Sandman #72

No Going Back

by shathley Q

4 June 2009

 

Morpheus, the eponymous Sandman, has died. The anthropomorphic manifestation of hopes, fears, dreams, and storytelling has passed from perception. As they sleep, dreamers have gathered in wake, mourning this passing. In this panel, Dream’s familiar, the raven Matthew, responds to an offer of some wine. Off-panel chief librarian for the Dreaming, Lucien confirms Matthew’s sobriety with an enigmatic quotation.

In more than one sense, this panel marks a moment of realization for readers. After this panel, there is no going back. Morpheus will not be returning. The last moments of his story really have played out on the final pages of issue #69. For regular readers, in a very real sense, the Dream has died.
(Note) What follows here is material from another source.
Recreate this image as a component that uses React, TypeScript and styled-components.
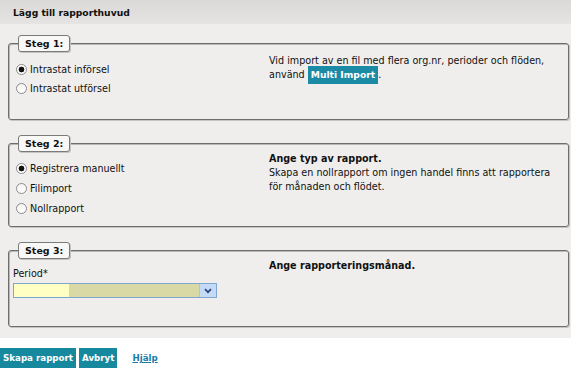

But in a wholly other sense, The Sandman marks a point of no return in comics publication. Writer Neil Gaiman brought a literary quality to the series that along with such works as Alan Moore and Dave Gibbons’ Watchmen and Art Spiegelman’s Pulitzer winning Maus brought critical acclaim to the comics medium. At the height of this critical and commercial success however, Gaiman petitioned publisher DC to terminate the series. Agreeing to this, DC prioritized artistic creativity over commercial concerns. This decision would have lasting ramifications for both mainstream publisher-owned and independent self-published comics series. Almost from this moment, comics stories could end, something that had never happened before. There would be no going back.

But this panel also offers a secret betrayal of the “mature readers” project. The quote offered by Lucien comes from writer Alan Moore’s run on another DC publication, Saga of the Swamp Thing. More than a decade before “The Wake”, Moore kills off a Swamp Thing supporting character in a drunk driving incident. Consumed by fear and frustration, Matt Cable steadily turns to drink. When he finally decides to face his frustrations, he grabs the car keys and braves the night. As the car swerves, hitting a tree, Moore offers the sobering thought, “The night can make a man more brave, but not more sober”. In finally revealing the dependable raven Matthew to be none other than Matt Cable, Gaiman offers Moore’s character a redemption. But with redeeming the ghost of Matt Cable, Gaiman also gestures at DC’s mainstream superhero continuity. In the era of creator-owned, terminable series that Gaiman helped usher in, such gestures become increasingly impossible.